Directions:
Extract every record, exactly as written, and ignore the pictures.

Provided data:
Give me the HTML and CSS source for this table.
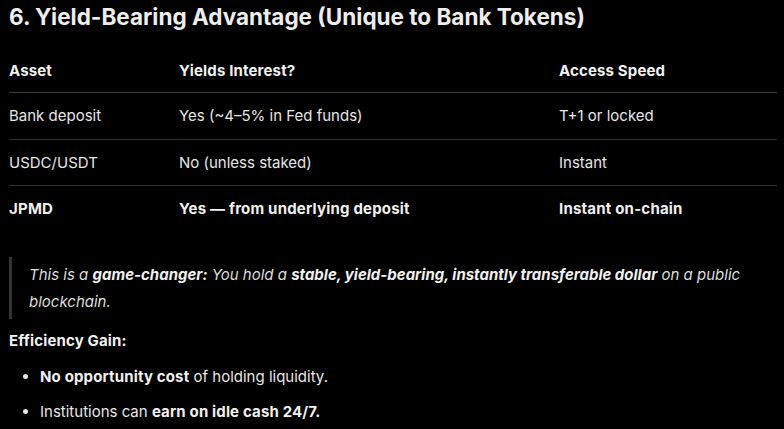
FILE: index.html
```html
<!DOCTYPE html>
<html>
<head>
<meta charset="utf-8">
<link rel="stylesheet" href="styles.css">
</head>
<body>
<div class="page">
  <h3 class="title">6. Yield-Bearing Advantage (Unique to Bank Tokens)</h3>
  <table class="grid">
    <thead>
      <tr><th class="c1">Asset</th><th class="c2">Yields Interest?</th><th class="c3">Access Speed</th></tr>
    </thead>
    <tbody>
      <tr><td>Bank deposit</td><td>Yes (~4–5% in Fed funds)</td><td>T+1 or locked</td></tr>
      <tr><td>USDC/USDT</td><td>No (unless staked)</td><td>Instant</td></tr>
      <tr class="strong"><td>JPMD</td><td>Yes — from underlying deposit</td><td>Instant on-chain</td></tr>
    </tbody>
  </table>
  <blockquote class="quote">
    <p>This is a <b>game-changer:</b> You hold a <b>stable, yield-bearing, instantly transferable dollar</b> on a public blockchain.</p>
  </blockquote>
  <p class="label"><b>Efficiency Gain:</b></p>
  <ul class="list">
    <li><b>No opportunity cost</b> of holding liquidity.</li>
    <li>Institutions can <b>earn on idle cash 24/7.</b></li>
  </ul>
</div>
</body>
</html>
```
FILE: styles.css
```css
html, body {
  margin: 0;
  padding: 0;
  background: #000;
}
body {
  font-family: Inter, "Noto Sans", sans-serif;
  color: #e6e6e6;
  font-size: 15px;
}
b {
  letter-spacing: 0.15px;
}
.page {
  padding: 0 7px 0 9px;
}
.title {
  margin: 0;
  padding-top: 3px;
  font-size: 22.5px;
  line-height: 28px;
  font-weight: 700;
  color: #ededed;
  letter-spacing: 0;
}
.grid {
  width: 768px;
  border-collapse: collapse;
  margin-top: 17px;
}
.grid th {
  text-align: left;
  font-weight: 700;
  color: #f0f0f0;
  height: 44px;
  padding: 0;
  border-bottom: 1px solid #3a3a3a;
  vertical-align: middle;
  letter-spacing: 0.15px;
}
.grid td {
  height: 45.5px;
  padding: 0;
  border-bottom: 1px solid #333;
  vertical-align: middle;
}
.grid tbody tr:last-child td {
  border-bottom: none;
}
.grid .c1 { width: 170px; }
.grid .c2 { width: 380px; }
.strong td {
  font-weight: 700;
  color: #f0f0f0;
  letter-spacing: 0.2px;
}
.quote {
  margin: 25px 0 0 0;
  border-left: 3px solid #333;
  padding: 4px 0 4px 17px;
}
.quote p {
  margin: 0;
  font-style: italic;
  line-height: 27px;
  color: #dedede;
}
.quote b {
  color: #f0f0f0;
  letter-spacing: 0;
}
.label {
  margin: 8px 0 0 0;
  line-height: 28px;
  color: #f0f0f0;
}
.list {
  margin: 8px 0 0 0;
  padding-left: 31px;
}
.list li {
  line-height: 27px;
  margin-bottom: 8px;
}
.list b { color: #f0f0f0; }
```
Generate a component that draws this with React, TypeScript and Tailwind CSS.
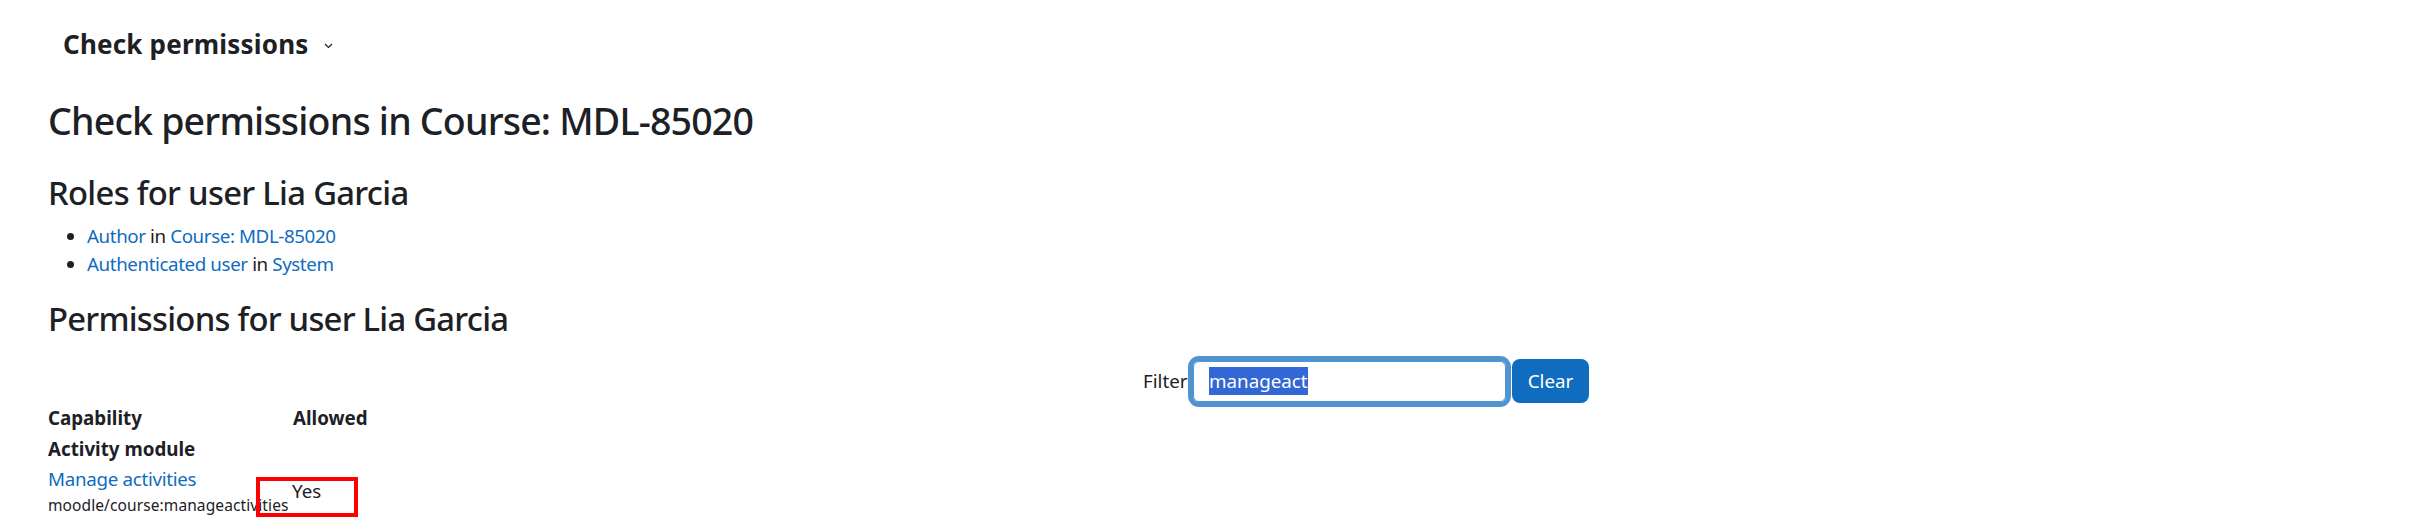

Response:
Give me the HTML and CSS source for this table.
FILE: index.html
```html
<!DOCTYPE html>
<html>
<head>
<meta charset="utf-8">
<link rel="stylesheet" href="styles.css">
</head>
<body>
<div class="page">
  <h3 class="title">6. Yield-Bearing Advantage (Unique to Bank Tokens)</h3>
  <table class="grid">
    <thead>
      <tr><th class="c1">Asset</th><th class="c2">Yields Interest?</th><th class="c3">Access Speed</th></tr>
    </thead>
    <tbody>
      <tr><td>Bank deposit</td><td>Yes (~4–5% in Fed funds)</td><td>T+1 or locked</td></tr>
      <tr><td>USDC/USDT</td><td>No (unless staked)</td><td>Instant</td></tr>
      <tr class="strong"><td>JPMD</td><td>Yes — from underlying deposit</td><td>Instant on-chain</td></tr>
    </tbody>
  </table>
  <blockquote class="quote">
    <p>This is a <b>game-changer:</b> You hold a <b>stable, yield-bearing, instantly transferable dollar</b> on a public blockchain.</p>
  </blockquote>
  <p class="label"><b>Efficiency Gain:</b></p>
  <ul class="list">
    <li><b>No opportunity cost</b> of holding liquidity.</li>
    <li>Institutions can <b>earn on idle cash 24/7.</b></li>
  </ul>
</div>
</body>
</html>
```
FILE: styles.css
```css
html, body {
  margin: 0;
  padding: 0;
  background: #000;
}
body {
  font-family: Inter, "Noto Sans", sans-serif;
  color: #e6e6e6;
  font-size: 15px;
}
b {
  letter-spacing: 0.15px;
}
.page {
  padding: 0 7px 0 9px;
}
.title {
  margin: 0;
  padding-top: 3px;
  font-size: 22.5px;
  line-height: 28px;
  font-weight: 700;
  color: #ededed;
  letter-spacing: 0;
}
.grid {
  width: 768px;
  border-collapse: collapse;
  margin-top: 17px;
}
.grid th {
  text-align: left;
  font-weight: 700;
  color: #f0f0f0;
  height: 44px;
  padding: 0;
  border-bottom: 1px solid #3a3a3a;
  vertical-align: middle;
  letter-spacing: 0.15px;
}
.grid td {
  height: 45.5px;
  padding: 0;
  border-bottom: 1px solid #333;
  vertical-align: middle;
}
.grid tbody tr:last-child td {
  border-bottom: none;
}
.grid .c1 { width: 170px; }
.grid .c2 { width: 380px; }
.strong td {
  font-weight: 700;
  color: #f0f0f0;
  letter-spacing: 0.2px;
}
.quote {
  margin: 25px 0 0 0;
  border-left: 3px solid #333;
  padding: 4px 0 4px 17px;
}
.quote p {
  margin: 0;
  font-style: italic;
  line-height: 27px;
  color: #dedede;
}
.quote b {
  color: #f0f0f0;
  letter-spacing: 0;
}
.label {
  margin: 8px 0 0 0;
  line-height: 28px;
  color: #f0f0f0;
}
.list {
  margin: 8px 0 0 0;
  padding-left: 31px;
}
.list li {
  line-height: 27px;
  margin-bottom: 8px;
}
.list b { color: #f0f0f0; }
```
Generate a component that draws this with React, TypeScript and Tailwind CSS.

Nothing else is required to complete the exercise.